= Subcarrier multiplexing =

Subcarrier Multiplexing (SCM) is a method for combining (multiplexing) many different communications signals so that they can be transmitted along a single optical fiber. SCM (also known as SCMA, SubCarrier Multiple Access) is used in passive optical network (PON) access infrastructures as a variant of wavelength division multiplexing (WDM).

SCM follows a different approach compared to WDM. In WDM an optical carrier is modulated with a baseband signal of typically hundred of Mbit/s. In an SCMA infrastructure, the baseband data is first modulated on a GHz wide subcarrier, that is subsequently modulated on the optical carrier. This way each signal occupies a different portion of the optical spectrum surrounding the centre frequency of the optical carrier. At the receiving side, as normally happens in a commercial radio service, the receiver is tuned to the correct subcarrier frequency, filtering out the other subcarriers.

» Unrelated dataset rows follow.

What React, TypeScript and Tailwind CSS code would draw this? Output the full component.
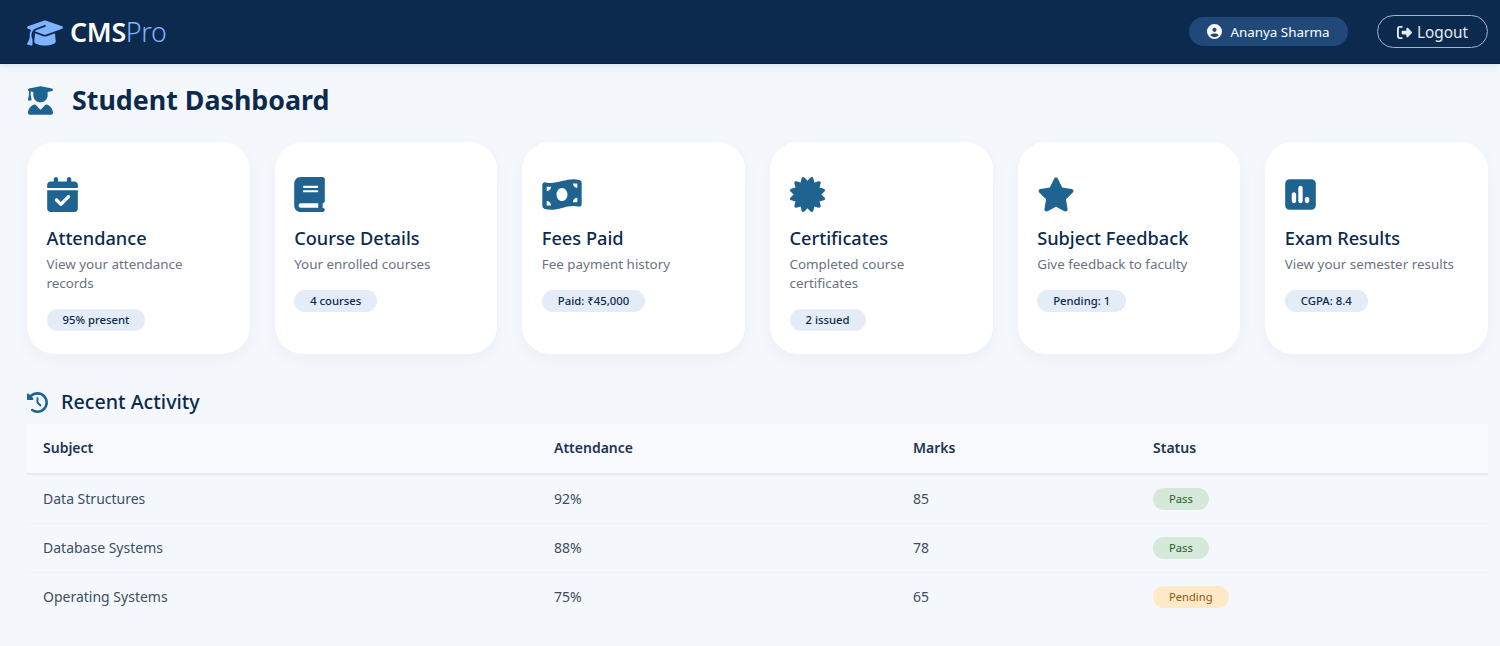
import type { IconType } from "react-icons"
import {
    FaBook,
    FaCalendarCheck,
    FaCertificate,
    FaCircleUser,
    FaClockRotateLeft,
    FaGraduationCap,
    FaMoneyBillWave,
    FaRightFromBracket,
    FaSquarePollVertical,
    FaStar,
    FaUserGraduate,
} from "react-icons/fa6"

interface ICard {
    icon: IconType,
    iconWidth: string,
    title: string,
    desc: string,
    badge: string,
}

const cards: ICard[] = [
    { icon: FaCalendarCheck, iconWidth: "w-[31px]", title: "Attendance", desc: "View your attendance records", badge: "95% present" },
    { icon: FaBook, iconWidth: "w-[31px]", title: "Course Details", desc: "Your enrolled courses", badge: "4 courses" },
    { icon: FaMoneyBillWave, iconWidth: "w-[40px]", title: "Fees Paid", desc: "Fee payment history", badge: "Paid: ₹45,000" },
    { icon: FaCertificate, iconWidth: "w-[35px]", title: "Certificates", desc: "Completed course certificates", badge: "2 issued" },
    { icon: FaStar, iconWidth: "w-[38px]", title: "Subject Feedback", desc: "Give feedback to faculty", badge: "Pending: 1" },
    { icon: FaSquarePollVertical, iconWidth: "w-[31px]", title: "Exam Results", desc: "View your semester results", badge: "CGPA: 8.4" },
]

const rows = [
    { subject: "Data Structures", attendance: "92%", marks: "85", status: "Pass" },
    { subject: "Database Systems", attendance: "88%", marks: "78", status: "Pass" },
    { subject: "Operating Systems", attendance: "75%", marks: "65", status: "Pending" },
]

function Header() {
    return (
        <header className="h-[64px] bg-[#0b2a4d] border-b border-[#0a2340] flex items-center justify-between pl-[27px] pr-[12px] shadow-[0_2px_6px_rgba(11,42,77,0.1)]">
            <div className="flex items-center gap-[7px] pt-[2px]">
                <FaGraduationCap className="text-[36px] text-[#7fb2ff]" />
                <span className="text-[26.8px] font-semibold text-white tracking-[-0.3px]">
                    CMS<span className="font-light text-[#7fb2ff]">Pro</span>
                </span>
            </div>

            <div className="flex items-center gap-[29px]">
                <div className="h-[29px] w-[159px] rounded-full bg-[#20497a] flex items-center justify-center gap-[8px] text-white text-[13.4px]">
                    <FaCircleUser className="text-[15px]" />
                    <span className="pt-[1px]">Ananya Sharma</span>
                </div>
                <button className="h-[33px] w-[111px] rounded-full border border-[#a3b5ca] flex items-center justify-center gap-[5px] text-[#e6ecf4] text-[15.4px]">
                    <FaRightFromBracket className="text-[15px] mt-[1px]" />
                    <span className="pt-[2px]">Logout</span>
                </button>
            </div>
        </header>
    )
}

function DashCard({ card }: { card: ICard }) {
    const Icon = card.icon

    return (
        <div className="h-[212px] rounded-[28px] bg-white px-[19.5px] pt-[35px] shadow-[0_6px_16px_rgba(11,42,77,0.04)]">
            <Icon className={`h-[35px] ${card.iconWidth} text-[#1f6391]`} />
            <h3 className="mt-[13px] text-[18.2px] leading-[26px] font-medium text-[#0b2a4d]">{card.title}</h3>
            <p className="mt-[4px] text-[13.4px] leading-[19px] text-[#6b7280]">{card.desc}</p>
            <span className="inline-block mt-[16px] h-[22px] leading-[22px] px-4 rounded-full bg-[#e3ecf7] text-[11.3px] font-medium text-[#0b2a4d]">
                {card.badge}
            </span>
        </div>
    )
}

function StatusPill({ status }: { status: string }) {
    const isPass = status === "Pass"
    return (
        <span className={`inline-block h-[22px] leading-[22px] px-4 rounded-full text-[11.2px] ${isPass ? "bg-[#d5e8d9] text-[#256029]" : "bg-[#ffe9c6] text-[#8a5a0b]"}`}>
            {status}
        </span>
    )
}

export default function App() {
    return (
        <div className="min-h-[646px] bg-[#f4f8fd] font-['Noto_Sans',sans-serif]">
            <Header />

            <main className="pl-[27px] pr-[12px]">
                <div className="h-[78px] flex items-center pb-[6px]">
                    <FaUserGraduate className="ml-[1px] h-[29px] w-[25px] text-[#1f6391]" />
                    <h1 className="ml-[19px] text-[26.8px] font-bold text-[#0b2a4d]">Student Dashboard</h1>
                </div>

                {/* cards */}
                <div className="grid grid-cols-6 gap-[25px]">
                    {cards.map((card) => (
                        <DashCard key={card.title} card={card} />
                    ))}
                </div>

                {/* recent activity */}
                <div className="mt-[30px] h-[36px] flex items-center gap-[13px]">
                    <FaClockRotateLeft className="text-[21px] text-[#1f6391]" />
                    <h2 className="text-[19.7px] font-medium text-[#0b2a4d]">Recent Activity</h2>
                </div>

                <table className="w-full mt-[4px] table-fixed text-left text-[14px]">
                    <thead className="bg-[#f8fafe]">
                        <tr className="h-[50px] border-b-2 border-[#e3eaf2]">
                            <th className="w-[511px] pl-4 pb-[2px] font-semibold text-[#1e3450]">Subject</th>
                            <th className="w-[359px] pl-4 pb-[2px] font-semibold text-[#1e3450]">Attendance</th>
                            <th className="w-[240px] pl-4 pb-[2px] font-semibold text-[#1e3450]">Marks</th>
                            <th className="pl-4 pb-[2px] font-semibold text-[#1e3450]">Status</th>
                        </tr>
                    </thead>
                    <tbody>
                        {rows.map((row) => (
                            <tr key={row.subject} className="h-[49px] border-b border-[#eff3f9] last:border-b-0 text-[#3f4d5f]">
                                <td className="pl-4">{row.subject}</td>
                                <td className="pl-4">{row.attendance}</td>
                                <td className="pl-4">{row.marks}</td>
                                <td className="pl-4"><StatusPill status={row.status} /></td>
                            </tr>
                        ))}
                    </tbody>
                </table>
            </main>
        </div>
    )
}
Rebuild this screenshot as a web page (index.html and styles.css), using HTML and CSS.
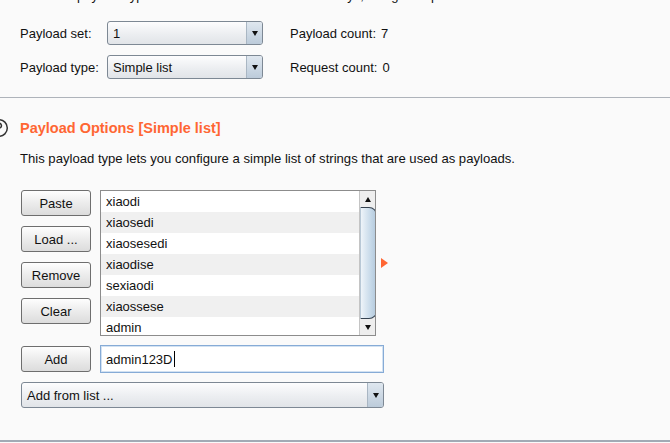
FILE: index.html
```html
<!DOCTYPE html>
<html>
<head>
<meta charset="utf-8">
<link rel="stylesheet" href="styles.css">
</head>
<body>
<p class="top-text">and each payload type can be customized in different ways, using the options below.</p>

<div class="settings">
  <span class="lbl">Payload set:</span>
  <div class="select"><span class="sel-text">1</span><span class="sel-arrow"><i class="tri-down"></i></span></div>
  <span class="count">Payload count:<span class="num">7</span></span>
  <span class="lbl">Payload type:</span>
  <div class="select"><span class="sel-text">Simple list</span><span class="sel-arrow"><i class="tri-down"></i></span></div>
  <span class="count">Request count:<span class="num">0</span></span>
</div>

<div class="sep"></div>

<section class="options">
  <div class="head">
    <svg class="help" width="20" height="20" viewBox="0 0 20 20">
      <circle cx="10" cy="10" r="8.3" fill="none" stroke="#333" stroke-width="1.5"/>
      <path d="M7.6 7.6a2.4 2.4 0 1 1 3.4 2.2c-.7.4-1 .8-1 1.6v.6" fill="none" stroke="#333" stroke-width="1.5"/>
      <circle cx="10" cy="14.3" r="0.9" fill="#333"/>
    </svg>
    <h2>Payload Options [Simple list]</h2>
  </div>
  <p class="desc">This payload type lets you configure a simple list of strings that are used as payloads.</p>

  <div class="editor">
    <div class="btn-col">
      <button class="btn">Paste</button>
      <button class="btn">Load ...</button>
      <button class="btn">Remove</button>
      <button class="btn">Clear</button>
    </div>
    <div class="list-area">
      <div class="list">
        <div class="rows">
          <div class="row">xiaodi</div>
          <div class="row alt">xiaosedi</div>
          <div class="row">xiaosesedi</div>
          <div class="row alt">xiaodise</div>
          <div class="row">sexiaodi</div>
          <div class="row alt">xiaossese</div>
          <div class="row">admin</div>
        </div>
        <div class="scrollbar">
          <div class="sb-btn"><i class="tri-up"></i></div>
          <div class="sb-track"><div class="sb-thumb"></div></div>
          <div class="sb-btn"><i class="tri-down"></i></div>
        </div>
      </div>
      <i class="marker"></i>
    </div>
    <button class="btn add">Add</button>
    <div class="input"><span>admin123D</span><span class="caret"></span></div>
    <div class="select wide"><span class="sel-text">Add from list ...</span><span class="sel-arrow"><i class="tri-down"></i></span></div>
  </div>
</section>

<div class="bottom-line"></div>
</body>
</html>
```
FILE: styles.css
```css
html, body {
  margin: 0;
  padding: 0;
  background: #fafafa;
  font-family: "Liberation Sans", Arial, sans-serif;
  font-size: 13px;
  color: #111;
  overflow: hidden;
}
body { height: 443px; position: relative; }

.top-text {
  margin: -12px 0 0 20px;
  line-height: 15px;
  white-space: nowrap;
}

.settings {
  margin-top: 18px;
  padding-left: 20px;
  display: grid;
  grid-template-columns: 87px 156px auto;
  row-gap: 10px;
  align-items: center;
}
.lbl { font-size: 13px; }
.count { margin-left: 27px; font-size: 13px; }
.count .num { margin-left: 5px; }

.select {
  height: 24px;
  box-sizing: border-box;
  border: 1px solid #7d8894;
  border-radius: 3px;
  background: linear-gradient(#fdfdfe, #eceef1 55%, #e1e4e8);
  display: flex;
  align-items: stretch;
  overflow: hidden;
}
.sel-text {
  flex: 1;
  display: flex;
  align-items: center;
  padding-left: 5px;
  font-size: 13px;
}
.sel-arrow {
  width: 15px;
  border-left: 1px solid #a9b6c3;
  background: linear-gradient(#dfe7ef, #bccbda);
  display: flex;
  align-items: center;
  justify-content: center;
}
.tri-down {
  display: block;
  width: 0; height: 0;
  border-left: 3.5px solid transparent;
  border-right: 3.5px solid transparent;
  border-top: 5px solid #111;
}
.tri-up {
  display: block;
  width: 0; height: 0;
  border-left: 3.5px solid transparent;
  border-right: 3.5px solid transparent;
  border-bottom: 5px solid #111;
}

.sep {
  margin-top: 18px;
  height: 1px;
  background: #aeb3ba;
}

.options { padding-left: 20px; }
.head {
  margin-top: 20px;
  display: flex;
  align-items: center;
  height: 20px;
}
.help { margin-left: -31px; margin-right: 11px; flex: none; }
.head h2 {
  margin: 0;
  font-size: 14.5px;
  font-weight: bold;
  color: #ff6633;
}
.desc {
  margin: 13px 0 0;
  line-height: 16px;
  font-size: 13.1px;
}

.editor {
  margin-top: 23px;
  margin-left: 1px;
  display: grid;
  grid-template-columns: 70px auto;
  column-gap: 9px;
  row-gap: 9px;
  align-items: center;
  justify-items: start;
}
.btn-col {
  display: flex;
  flex-direction: column;
  gap: 10px;
  align-self: start;
}
.btn {
  width: 70px;
  height: 26px;
  box-sizing: border-box;
  border: 1px solid #6e6e6e;
  border-radius: 3px;
  background: linear-gradient(#fefefe, #ececec 50%, #dcdcdc);
  font-family: "Liberation Sans", Arial, sans-serif;
  font-size: 13px;
  color: #111;
  padding: 0;
}
.list-area {
  display: flex;
  align-items: center;
  gap: 5px;
  align-self: start;
}
.list {
  width: 276px;
  height: 146px;
  box-sizing: border-box;
  border: 1px solid #8c8c8c;
  background: #fff;
  display: flex;
  overflow: hidden;
}
.rows { flex: 1; }
.row {
  height: 21px;
  line-height: 21px;
  padding-left: 5px;
  font-size: 13px;
}
.row.alt { background: #f0f0f0; }
.scrollbar {
  width: 15px;
  border-left: 1px solid #c4c4c4;
  background: #eeeeee;
  display: flex;
  flex-direction: column;
}
.sb-btn {
  height: 16px;
  display: flex;
  align-items: center;
  justify-content: center;
  flex: none;
}
.sb-track { flex: 1; display: flex; }
.sb-thumb {
  flex: 1;
  margin-right: -2px;
  border: 1px solid #34414f;
  border-left-color: #b8c8d6;
  border-radius: 0 8px 8px 0;
  background: linear-gradient(to right, #eef4f9, #c9dbea 60%, #b3c9dc);
}
.marker {
  display: block;
  width: 0; height: 0;
  border-top: 5px solid transparent;
  border-bottom: 5px solid transparent;
  border-left: 7px solid #ff6633;
}
.add { align-self: center; }
.input {
  width: 284px;
  height: 28px;
  box-sizing: border-box;
  border: 1px solid #86abd6;
  box-shadow: inset 0 0 0 1px #d3e2f2;
  background: #fff;
  display: flex;
  align-items: center;
  padding-left: 5px;
  font-size: 13px;
}
.caret {
  display: inline-block;
  width: 1px;
  height: 16px;
  background: #000;
  margin-left: 1px;
}
.select.wide {
  grid-column: 1 / 3;
  width: 363px;
  height: 26px;
}

.bottom-line {
  position: absolute;
  left: 0; right: 0;
  top: 440px;
  height: 2px;
  background: #a2aab5;
}
```
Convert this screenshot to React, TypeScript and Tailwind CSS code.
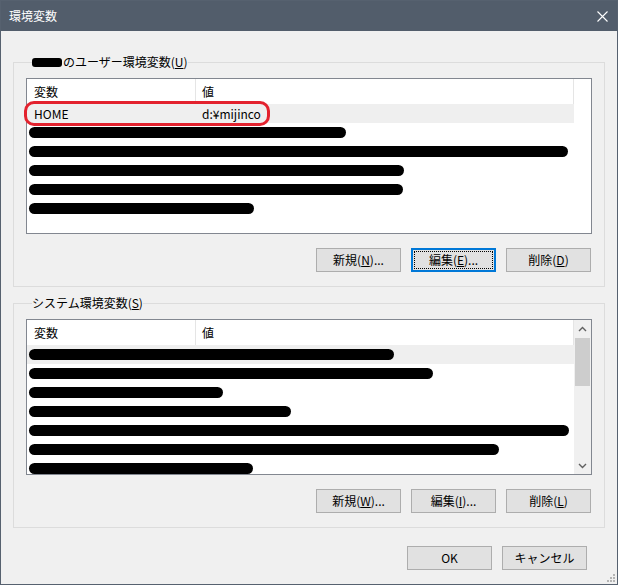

The operation of multiplexing and demultiplexing the single subcarriers is carried out electronically. The conversion into the optical carrier is done at the multiplexer side. This gives an advantage over a pure WDM access, due to the lower cost of the electrical components if compared with an optical multiplexer.

SCM has the disadvantage of being limited in maximum subcarrier frequencies and data rates by the available bandwidth of the electrical and optical components. Therefore, SCM must be used in conjunction with WDM in order to take advantage of most of the available fiber bandwidth, but it can be used effectively for lower-speed, lower-cost multiuser systems.